Crédit photo Nathalie Tissot

Si l’égalité entre les hommes et les femmes progresse, les discriminations liées aux origines et au handicap restent très prégnantes dans le monde du travail, en dépit de la législation. À l’occasion de la journée Zéro Discrimination, le 1er mars, Entreprise & Carrières fait le point.

Les opérations de testing rappellent régulièrement l’ampleur des discriminations à l’embauche dans le secteur privé comme public. Parmi les derniers visés : les réseaux d’intérim. Au printemps 2021, 45 % des agences franciliennes appelées par SOS Racisme acceptaient ainsi de discriminer des candidats à la demande de clients du BTP. Cette pratique est pourtant passible de trois ans d’emprisonnement et de 45 000 euros d’amende. « Sur les agences visées, nous avions de nouveaux entrants qui n’avaient pas encore suivi les formations à la non-discrimination », explique Aline Crépin, directrice innovation sociale et affaires publiques au sein de Randstad. Selon elle, la crise sanitaire, qui a durement touché le secteur, a entraîné une diminution du taux de formation des salariés sur ces questions… Dans son plan, présenté avec les autres réseaux d’intérim le 6 janvier à la ministre du Travail, de l’Emploi et de l’Insertion, le groupe de 4 500 salariés s’est engagé à retravailler l’intégration des nouvelles recrues. Au premier semestre 2022, Randstad devrait également reprendre les « appels mystères », abandonnés en 2018. Ces appels, destinés à évaluer en interne les pratiques discriminatoires, sont aussi effectués par l’un des autres géants du secteur : Adecco – le seul réseau d’intérim à ne pas avoir été épinglé par le testing de SOS Racisme. Il en fait chaque année, en complément d’enquêtes de plus grande ampleur, tous les trois ou quatre ans.

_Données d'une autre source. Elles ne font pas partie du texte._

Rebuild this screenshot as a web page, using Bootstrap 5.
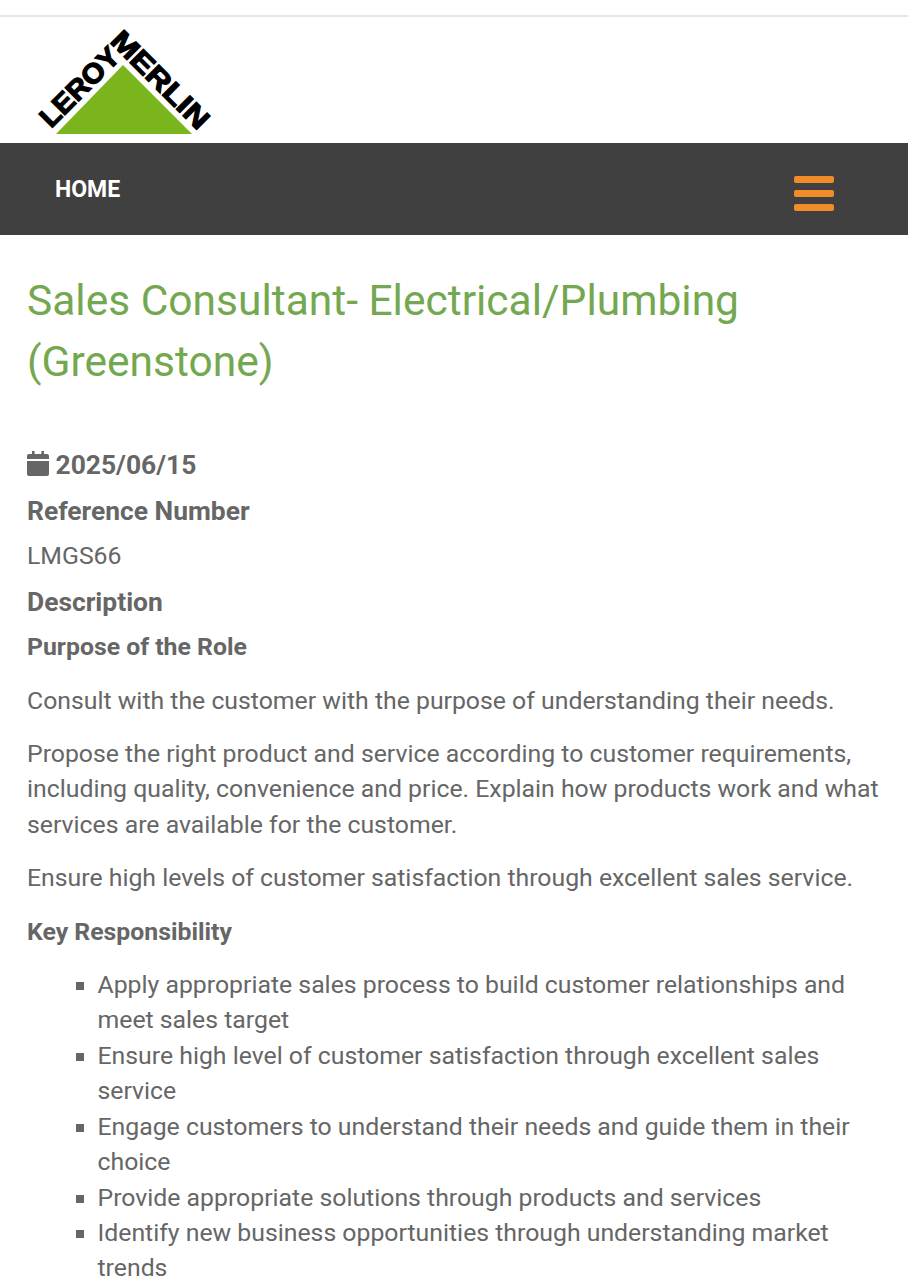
<!DOCTYPE html>
<html lang="en">
<head>
<meta charset="utf-8">
<title>Sales Consultant</title>
<link rel="stylesheet" href="https://cdn.jsdelivr.net/npm/bootstrap@5.3.0/dist/css/bootstrap.min.css">
<style>
html,body{margin:0;background:#fff}
body{font-family:Roboto,"Liberation Sans",sans-serif;font-size:24.8px;line-height:35.4px;color:#666;overflow:hidden;height:1280px}
.topgap{height:17px;border-bottom:2px solid #e6e6e6}
.logobar{height:126px;padding-left:34px}
.logobar svg{display:block}
.mainbar{height:92px;background:#404040}
.homelink{color:#fff;font-size:23px;font-weight:700;text-decoration:none;padding-left:55px;line-height:92px;margin-top:1px}
.burger{width:40px;margin-right:74px;margin-top:9px;gap:7px}
.burger span{display:block;height:7px;border-radius:2px;background:#f28c28}
.jobbody{padding:0 27px}
.jobtitle{font-family:Roboto,sans-serif;font-size:42.5px;line-height:61px;font-weight:400;color:#74a850;margin:35px 0 0}
.jobdate{font-size:26.4px;font-weight:700;line-height:36px;margin-top:55px}
.jobdate svg{vertical-align:-2px}
.lbl{font-weight:700;line-height:35.4px;margin-top:10px}
.lbl.big{font-size:26.4px}
.ref{margin-top:11px}
.plain{line-height:35.4px;margin-top:9px}
.desc{margin-top:11px}
.role{margin-top:9px}
.txt{margin:0 0 18px}
.intro{margin-top:18px}
.duties{list-style:square;margin:0;padding-left:70.500px}
</style>
</head>
<body>
<div class="topgap"></div>
<div class="logobar">
<svg width="190" height="126" viewBox="0 0 190 126" role="img" aria-label="Leroy Merlin">
<text transform="translate(17,112) rotate(-45)" font-family="Liberation Sans" font-weight="700" font-size="28" fill="#000" stroke="#000" stroke-width="1.200" textLength="100" lengthAdjust="spacingAndGlyphs">LEROY</text>
<text transform="translate(75,25) rotate(45)" font-family="Liberation Sans" font-weight="700" font-size="28" fill="#000" stroke="#000" stroke-width="1.200" textLength="126" lengthAdjust="spacingAndGlyphs">MERLIN</text>
<polygon points="89,48 22,117 158,117" fill="#7ab51d" stroke="#fff" stroke-width="1.500" paint-order="stroke"/>
</svg>
</div>
<nav class="mainbar d-flex justify-content-between align-items-center">
<a class="homelink" href="#">HOME</a>
<div class="burger d-flex flex-column"><span></span><span></span><span></span></div>
</nav>
<main class="jobbody">
<h1 class="jobtitle">Sales Consultant- Electrical/Plumbing (Greenstone)</h1>
<div class="jobdate"><svg width="22" height="25" viewBox="0 0 22 25" aria-hidden="true"><path fill="#666" d="M5 0h2.600v3H14.400V0H17v3h3a2 2 0 0 1 2 2v3H0V5a2 2 0 0 1 2-2h3zM0 10h22v13a2 2 0 0 1-2 2H2a2 2 0 0 1-2-2z"/></svg> 2025/06/15</div>
<div class="lbl big ref">Reference Number</div>
<div class="plain">LMGS66</div>
<div class="lbl big desc">Description</div>
<div class="lbl role">Purpose of the Role</div>
<p class="txt intro">Consult with the customer with the purpose of understanding their needs.</p>
<p class="txt">Propose the right product and service according to customer requirements, including quality, convenience and price. Explain how products work and what services are available for the customer.</p>
<p class="txt">Ensure high levels of customer satisfaction through excellent sales service.</p>
<p class="txt fw-bold">Key Responsibility</p>
<ul class="duties">
<li>Apply appropriate sales process to build customer relationships and meet sales target</li>
<li>Ensure high level of customer satisfaction through excellent sales service</li>
<li>Engage customers to understand their needs and guide them in their choice</li>
<li>Provide appropriate solutions through products and services</li>
<li>Identify new business opportunities through understanding market trends</li>
</ul>
</main>
<script src="https://cdn.jsdelivr.net/npm/bootstrap@5.3.0/dist/js/bootstrap.bundle.min.js"></script>
</body>
</html>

Des sanctions plus fréquentes

Le groupe franco-suisse a d’ailleurs créé un pôle de lutte contre les discriminations dès le début des années 2000 – après une procédure judiciaire de plus de vingt ans pour discrimination à l’embauche et fichage « en raison de l’origine, de la nationalité ou de l’ethnie » de 500 intérimaires, entre 1997 et 2001. Ce pôle dispose aujourd’hui d’un budget annuel de 500 000 euros et est chargé d’accompagner et de suivre chaque situation d’alerte.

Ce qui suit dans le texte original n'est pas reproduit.